**What to work on:** Gather every line from the entries below that includes "page".

___

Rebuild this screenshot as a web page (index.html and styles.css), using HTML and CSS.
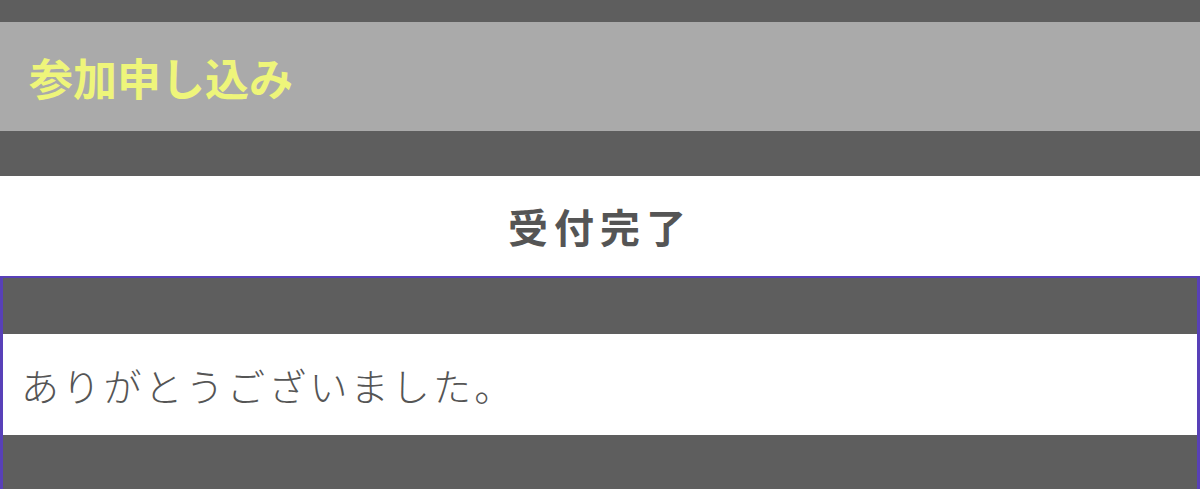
FILE: index.html
```html
<!DOCTYPE html>
<html lang="ja">
<head>
  <meta charset="UTF-8" />
  <meta name="viewport" content="width=device-width, initial-scale=1.0" />
  <title>参加申し込み</title>
  <link rel="stylesheet" href="styles.css">
</head>
<body>
  <header class="page-header">
    <h1>参加申し込み</h1>
  </header>

  <div class="status-title">受付完了</div>

  <section class="result-box">
    <div class="message-row">ありがとうございました。</div>
  </section>
</body>
</html>
```

FILE: styles.css
```css
body {
  font-family: "Noto Sans CJK JP", "Noto Sans", sans-serif;
  margin: 0;
  padding: 22px 0 0;
  background-color: #5e5e5e;
  color: #555;
}

.page-header {
  height: 109px;
  display: flex;
  align-items: center;
  padding: 0 29px;
  background-color: #aaaaaa;
  margin-bottom: 45px;
}

.page-header h1 {
  margin: 0;
  font-size: 44px;
  font-weight: bold;
  color: #eef57a;
}

.status-title {
  height: 100px;
  display: flex;
  align-items: center;
  justify-content: center;
  background-color: #fff;
  font-size: 40px;
  font-weight: bold;
  letter-spacing: 6px;
  color: #555;
}

.result-box {
  border: 3px solid #5840b8;
  border-top-width: 2px;
  border-bottom: none;
  padding: 56px 0 54px;
  background-color: #5e5e5e;
}

.message-row {
  height: 101px;
  display: flex;
  align-items: center;
  padding: 0 18px;
  background-color: #fff;
  font-size: 38px;
  font-weight: 300;
  letter-spacing: 3.2px;
  color: #555;
}
```
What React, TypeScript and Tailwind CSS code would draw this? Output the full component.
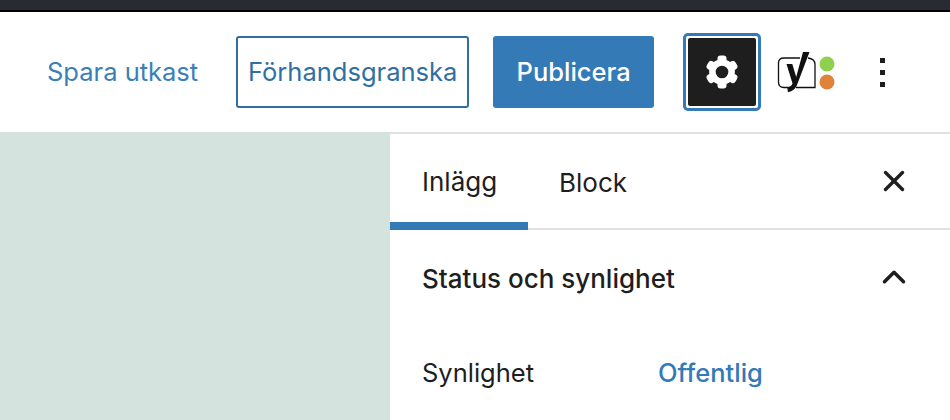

___

**Answer for this exercise:**
Rebuild this screenshot as a web page (index.html and styles.css), using HTML and CSS.
  <header class="page-header">
.page-header {
.page-header h1 {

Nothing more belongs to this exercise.